Dr. Zenooz does provide a warning, however. She explains that we have to make sure “providers are not only on-board with digital transformation but also see their experience of care enhanced in the process.” She outlines three considerations and requirements:

  • Telehealth adoption “will be more likely to succeed if it is “pulled” into organizations and workflows by providers rather than “pushed” on them by leadership.”
  • Human-centered design is key. Tools like AI, machine learning, and voice technologies will be doing the heavy lifting with respect to the “documentation burden.”
  • “Care coordination, enabled by seamless data sharing, is therefore as important to the provider experience as it is to care quality and outcomes.”
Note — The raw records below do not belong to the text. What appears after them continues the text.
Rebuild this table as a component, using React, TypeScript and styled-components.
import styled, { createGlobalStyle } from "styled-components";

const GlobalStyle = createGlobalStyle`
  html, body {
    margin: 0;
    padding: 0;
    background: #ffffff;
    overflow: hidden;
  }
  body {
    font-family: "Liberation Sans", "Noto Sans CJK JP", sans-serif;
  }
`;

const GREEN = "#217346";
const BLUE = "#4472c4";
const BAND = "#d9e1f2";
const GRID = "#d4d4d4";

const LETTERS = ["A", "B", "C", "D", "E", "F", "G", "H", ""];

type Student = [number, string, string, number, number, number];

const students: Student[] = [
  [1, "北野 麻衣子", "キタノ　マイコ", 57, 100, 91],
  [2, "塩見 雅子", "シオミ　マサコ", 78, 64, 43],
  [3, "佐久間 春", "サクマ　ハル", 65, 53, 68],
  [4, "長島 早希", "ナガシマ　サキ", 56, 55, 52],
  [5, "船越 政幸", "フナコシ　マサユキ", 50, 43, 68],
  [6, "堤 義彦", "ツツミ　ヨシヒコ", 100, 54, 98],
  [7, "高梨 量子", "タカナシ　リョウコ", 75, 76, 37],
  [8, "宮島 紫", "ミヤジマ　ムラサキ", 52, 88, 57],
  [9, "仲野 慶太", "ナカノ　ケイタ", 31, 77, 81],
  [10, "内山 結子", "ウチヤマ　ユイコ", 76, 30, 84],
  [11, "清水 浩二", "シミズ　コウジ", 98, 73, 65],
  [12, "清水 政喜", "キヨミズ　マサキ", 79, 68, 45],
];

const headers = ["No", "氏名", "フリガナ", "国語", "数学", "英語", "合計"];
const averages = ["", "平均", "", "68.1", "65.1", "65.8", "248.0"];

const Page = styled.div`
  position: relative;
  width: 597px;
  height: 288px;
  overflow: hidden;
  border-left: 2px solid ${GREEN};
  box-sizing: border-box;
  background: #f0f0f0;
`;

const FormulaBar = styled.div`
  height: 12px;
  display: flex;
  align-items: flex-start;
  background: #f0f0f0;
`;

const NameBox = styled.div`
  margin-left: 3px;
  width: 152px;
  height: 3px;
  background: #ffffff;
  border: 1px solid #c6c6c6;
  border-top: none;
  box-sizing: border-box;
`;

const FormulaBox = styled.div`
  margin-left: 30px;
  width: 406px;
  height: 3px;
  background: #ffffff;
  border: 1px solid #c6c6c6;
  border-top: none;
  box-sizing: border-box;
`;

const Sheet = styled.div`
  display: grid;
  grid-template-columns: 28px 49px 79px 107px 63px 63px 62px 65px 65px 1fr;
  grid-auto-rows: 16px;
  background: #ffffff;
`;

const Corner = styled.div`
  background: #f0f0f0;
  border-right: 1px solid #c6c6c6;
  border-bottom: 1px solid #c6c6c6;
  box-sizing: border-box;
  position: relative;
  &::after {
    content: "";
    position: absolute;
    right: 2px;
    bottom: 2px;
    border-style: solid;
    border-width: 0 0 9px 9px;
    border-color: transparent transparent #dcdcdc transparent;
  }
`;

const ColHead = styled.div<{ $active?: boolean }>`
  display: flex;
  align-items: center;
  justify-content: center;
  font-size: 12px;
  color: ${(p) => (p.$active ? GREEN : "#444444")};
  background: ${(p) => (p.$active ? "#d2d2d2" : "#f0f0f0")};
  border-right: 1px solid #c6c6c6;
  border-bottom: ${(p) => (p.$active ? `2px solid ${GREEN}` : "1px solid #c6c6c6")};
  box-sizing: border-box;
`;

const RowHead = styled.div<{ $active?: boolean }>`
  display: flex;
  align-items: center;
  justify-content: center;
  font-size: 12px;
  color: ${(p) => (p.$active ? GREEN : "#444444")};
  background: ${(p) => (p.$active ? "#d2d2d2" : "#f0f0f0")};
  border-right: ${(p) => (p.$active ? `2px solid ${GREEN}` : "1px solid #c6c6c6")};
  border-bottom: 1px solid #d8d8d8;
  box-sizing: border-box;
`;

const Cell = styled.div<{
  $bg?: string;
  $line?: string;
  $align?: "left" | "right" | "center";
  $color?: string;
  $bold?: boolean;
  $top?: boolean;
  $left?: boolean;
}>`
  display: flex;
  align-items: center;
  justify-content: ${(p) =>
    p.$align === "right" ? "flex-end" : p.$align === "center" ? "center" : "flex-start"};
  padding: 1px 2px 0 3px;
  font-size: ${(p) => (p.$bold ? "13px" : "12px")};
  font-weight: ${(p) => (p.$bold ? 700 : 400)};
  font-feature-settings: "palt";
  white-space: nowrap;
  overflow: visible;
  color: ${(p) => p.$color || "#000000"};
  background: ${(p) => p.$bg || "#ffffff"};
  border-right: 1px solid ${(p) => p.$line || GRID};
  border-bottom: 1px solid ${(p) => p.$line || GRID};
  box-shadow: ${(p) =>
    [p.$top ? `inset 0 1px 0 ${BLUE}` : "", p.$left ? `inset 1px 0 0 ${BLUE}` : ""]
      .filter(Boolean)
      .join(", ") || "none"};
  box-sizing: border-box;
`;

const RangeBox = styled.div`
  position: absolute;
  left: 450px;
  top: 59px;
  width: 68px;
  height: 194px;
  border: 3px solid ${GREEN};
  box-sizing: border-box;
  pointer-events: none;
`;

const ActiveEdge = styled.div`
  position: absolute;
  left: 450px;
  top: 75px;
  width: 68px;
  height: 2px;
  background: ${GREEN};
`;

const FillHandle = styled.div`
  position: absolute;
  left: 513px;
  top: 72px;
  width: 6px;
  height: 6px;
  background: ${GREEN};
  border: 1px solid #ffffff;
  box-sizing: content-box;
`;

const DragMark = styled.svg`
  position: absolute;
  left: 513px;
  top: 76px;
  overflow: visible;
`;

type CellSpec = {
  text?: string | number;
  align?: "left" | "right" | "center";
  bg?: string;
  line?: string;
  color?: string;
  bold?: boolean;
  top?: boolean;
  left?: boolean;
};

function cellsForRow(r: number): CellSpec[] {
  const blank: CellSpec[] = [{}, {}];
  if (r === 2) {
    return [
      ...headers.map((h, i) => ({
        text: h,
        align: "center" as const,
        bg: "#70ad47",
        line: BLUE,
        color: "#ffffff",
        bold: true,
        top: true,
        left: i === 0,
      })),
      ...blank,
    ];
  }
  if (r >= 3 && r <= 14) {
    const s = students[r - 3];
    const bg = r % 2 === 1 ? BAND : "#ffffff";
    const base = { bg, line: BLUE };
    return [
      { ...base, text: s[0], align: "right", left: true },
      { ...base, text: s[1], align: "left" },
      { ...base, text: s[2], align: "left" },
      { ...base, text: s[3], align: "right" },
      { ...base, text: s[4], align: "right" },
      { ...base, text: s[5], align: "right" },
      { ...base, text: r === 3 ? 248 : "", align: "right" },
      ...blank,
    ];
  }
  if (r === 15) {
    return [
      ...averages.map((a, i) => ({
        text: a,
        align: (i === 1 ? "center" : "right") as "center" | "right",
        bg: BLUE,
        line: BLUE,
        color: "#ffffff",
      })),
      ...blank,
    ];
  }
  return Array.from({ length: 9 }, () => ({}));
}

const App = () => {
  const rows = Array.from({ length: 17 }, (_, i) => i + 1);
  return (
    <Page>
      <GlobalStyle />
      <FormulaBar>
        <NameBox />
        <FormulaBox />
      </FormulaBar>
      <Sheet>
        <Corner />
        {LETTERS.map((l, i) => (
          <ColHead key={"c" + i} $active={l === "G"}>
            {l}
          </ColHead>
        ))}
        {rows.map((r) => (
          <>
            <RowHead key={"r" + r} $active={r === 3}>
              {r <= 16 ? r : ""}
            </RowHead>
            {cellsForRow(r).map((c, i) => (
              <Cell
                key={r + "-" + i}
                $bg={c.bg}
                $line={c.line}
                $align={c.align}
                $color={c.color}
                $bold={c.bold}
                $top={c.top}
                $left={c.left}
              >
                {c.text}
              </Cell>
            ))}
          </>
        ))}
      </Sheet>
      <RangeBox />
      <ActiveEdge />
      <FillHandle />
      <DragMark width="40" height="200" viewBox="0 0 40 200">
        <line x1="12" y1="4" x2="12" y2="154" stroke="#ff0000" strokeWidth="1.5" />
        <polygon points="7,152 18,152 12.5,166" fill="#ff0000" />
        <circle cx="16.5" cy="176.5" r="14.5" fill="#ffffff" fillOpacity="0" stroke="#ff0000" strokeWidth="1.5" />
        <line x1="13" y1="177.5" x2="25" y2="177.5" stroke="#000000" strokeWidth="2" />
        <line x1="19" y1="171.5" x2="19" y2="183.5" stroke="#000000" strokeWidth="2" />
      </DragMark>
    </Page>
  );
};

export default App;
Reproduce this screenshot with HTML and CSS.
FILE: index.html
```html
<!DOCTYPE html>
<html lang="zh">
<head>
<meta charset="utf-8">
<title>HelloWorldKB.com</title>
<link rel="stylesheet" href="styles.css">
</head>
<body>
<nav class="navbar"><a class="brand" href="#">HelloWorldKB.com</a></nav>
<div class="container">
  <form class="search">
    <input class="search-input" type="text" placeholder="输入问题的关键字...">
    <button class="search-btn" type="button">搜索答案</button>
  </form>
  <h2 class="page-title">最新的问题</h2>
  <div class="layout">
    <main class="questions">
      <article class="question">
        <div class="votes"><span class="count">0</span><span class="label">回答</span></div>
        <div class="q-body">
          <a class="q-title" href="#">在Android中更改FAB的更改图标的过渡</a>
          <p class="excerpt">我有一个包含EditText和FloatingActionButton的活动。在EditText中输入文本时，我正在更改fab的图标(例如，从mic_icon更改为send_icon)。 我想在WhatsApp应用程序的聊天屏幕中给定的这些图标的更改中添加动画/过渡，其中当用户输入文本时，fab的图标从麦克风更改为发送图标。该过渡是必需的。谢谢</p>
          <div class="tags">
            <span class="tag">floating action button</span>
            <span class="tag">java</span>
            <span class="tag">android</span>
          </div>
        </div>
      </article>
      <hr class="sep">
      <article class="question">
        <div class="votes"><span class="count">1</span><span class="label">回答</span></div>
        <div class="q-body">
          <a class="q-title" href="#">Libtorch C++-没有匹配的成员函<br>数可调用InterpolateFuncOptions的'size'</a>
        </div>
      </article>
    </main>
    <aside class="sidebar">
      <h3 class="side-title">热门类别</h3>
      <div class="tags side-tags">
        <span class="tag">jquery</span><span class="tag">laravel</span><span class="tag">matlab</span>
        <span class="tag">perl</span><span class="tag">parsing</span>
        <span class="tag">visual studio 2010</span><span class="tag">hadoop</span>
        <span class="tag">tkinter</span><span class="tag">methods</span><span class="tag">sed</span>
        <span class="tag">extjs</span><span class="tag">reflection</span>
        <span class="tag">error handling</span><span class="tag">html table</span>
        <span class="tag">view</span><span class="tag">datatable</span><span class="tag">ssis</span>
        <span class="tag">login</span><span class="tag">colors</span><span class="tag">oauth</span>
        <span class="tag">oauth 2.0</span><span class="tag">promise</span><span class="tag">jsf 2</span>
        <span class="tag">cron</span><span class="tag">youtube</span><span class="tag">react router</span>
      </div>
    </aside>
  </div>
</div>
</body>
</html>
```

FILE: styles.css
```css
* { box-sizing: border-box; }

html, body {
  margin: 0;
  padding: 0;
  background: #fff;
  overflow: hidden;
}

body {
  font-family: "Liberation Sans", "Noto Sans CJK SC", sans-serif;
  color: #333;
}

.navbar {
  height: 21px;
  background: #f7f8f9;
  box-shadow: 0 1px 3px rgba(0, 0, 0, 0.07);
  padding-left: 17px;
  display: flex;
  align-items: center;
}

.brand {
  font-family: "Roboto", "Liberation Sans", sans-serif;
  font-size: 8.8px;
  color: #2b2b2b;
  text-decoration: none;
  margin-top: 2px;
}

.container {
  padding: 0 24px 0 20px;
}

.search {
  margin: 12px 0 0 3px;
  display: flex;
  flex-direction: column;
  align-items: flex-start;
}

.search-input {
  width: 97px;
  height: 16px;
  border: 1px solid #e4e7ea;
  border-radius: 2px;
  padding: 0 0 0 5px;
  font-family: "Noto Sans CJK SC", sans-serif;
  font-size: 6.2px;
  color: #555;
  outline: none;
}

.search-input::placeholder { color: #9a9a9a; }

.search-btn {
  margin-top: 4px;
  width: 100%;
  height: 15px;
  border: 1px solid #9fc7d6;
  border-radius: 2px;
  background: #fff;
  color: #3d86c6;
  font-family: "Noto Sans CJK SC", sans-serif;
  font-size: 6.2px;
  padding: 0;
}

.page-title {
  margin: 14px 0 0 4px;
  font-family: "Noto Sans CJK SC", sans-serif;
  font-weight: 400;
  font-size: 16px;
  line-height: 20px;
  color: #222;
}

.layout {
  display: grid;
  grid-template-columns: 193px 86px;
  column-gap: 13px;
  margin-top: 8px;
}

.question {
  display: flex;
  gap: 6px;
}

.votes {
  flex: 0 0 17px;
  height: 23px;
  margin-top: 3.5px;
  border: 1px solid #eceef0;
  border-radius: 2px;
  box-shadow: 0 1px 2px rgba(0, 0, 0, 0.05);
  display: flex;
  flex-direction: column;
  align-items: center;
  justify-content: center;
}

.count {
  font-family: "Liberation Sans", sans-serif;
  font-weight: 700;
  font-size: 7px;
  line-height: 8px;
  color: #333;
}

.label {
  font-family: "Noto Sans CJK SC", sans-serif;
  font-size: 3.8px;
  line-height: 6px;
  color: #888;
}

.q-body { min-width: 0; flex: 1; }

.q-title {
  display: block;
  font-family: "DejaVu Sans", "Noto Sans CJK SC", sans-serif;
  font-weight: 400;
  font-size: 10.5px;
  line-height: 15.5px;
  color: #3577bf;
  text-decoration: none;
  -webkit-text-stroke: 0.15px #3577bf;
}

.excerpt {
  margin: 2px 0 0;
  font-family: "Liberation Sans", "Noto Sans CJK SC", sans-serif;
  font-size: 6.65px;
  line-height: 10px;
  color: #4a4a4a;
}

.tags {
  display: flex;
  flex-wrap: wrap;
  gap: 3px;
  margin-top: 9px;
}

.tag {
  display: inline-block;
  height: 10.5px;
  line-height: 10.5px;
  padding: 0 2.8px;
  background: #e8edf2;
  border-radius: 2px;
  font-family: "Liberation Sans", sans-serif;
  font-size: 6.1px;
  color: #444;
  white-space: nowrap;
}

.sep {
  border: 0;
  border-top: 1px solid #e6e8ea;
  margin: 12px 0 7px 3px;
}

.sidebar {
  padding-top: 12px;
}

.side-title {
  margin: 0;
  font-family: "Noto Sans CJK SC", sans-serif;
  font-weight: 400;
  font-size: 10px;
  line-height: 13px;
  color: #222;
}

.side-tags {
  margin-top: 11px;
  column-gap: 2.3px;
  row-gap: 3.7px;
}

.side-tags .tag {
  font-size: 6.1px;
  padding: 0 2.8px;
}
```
What innovators are saying

And the momentum is there for continued transformation into next year, according to Becker’s Hospital Review. The publication interviewed nine healthcare innovation leaders to get their 2021 predictions.

What are they saying?

Both Jeff Semenchuk (chief innovation officer for Blue Shield of California) and Muthu Krishnan, PhD (chief digital transformation officer of IKS Health) said that digital health solutions will help doctors and patients manage disease-specific care for things like chronic conditions or pregnancy. 

Mohan Nair (senior VP and chief innovation officer of Cambia Health Solutions) raises one critical area of care that we’ve mentioned before: mental health.

“The COVID-19 pandemic and mental health crisis will collide and demand attention. This will enable and force us to face our isolation but recognize our interconnected humanity, our compassion, and our empathy for others. Digital technologies, like telehealth, digital therapeutics and artificial intelligence/machine learning, are all candidates to catalyze a new world with a common cause.”

Nicole Cable, chief experience officer of InnovaCare Health predicts that both millennials and seniors will keep embracing telehealth. Cable emphasizes, however, that tech companies will need to create tools that can help address the care of chronic and complex conditions of aging populations.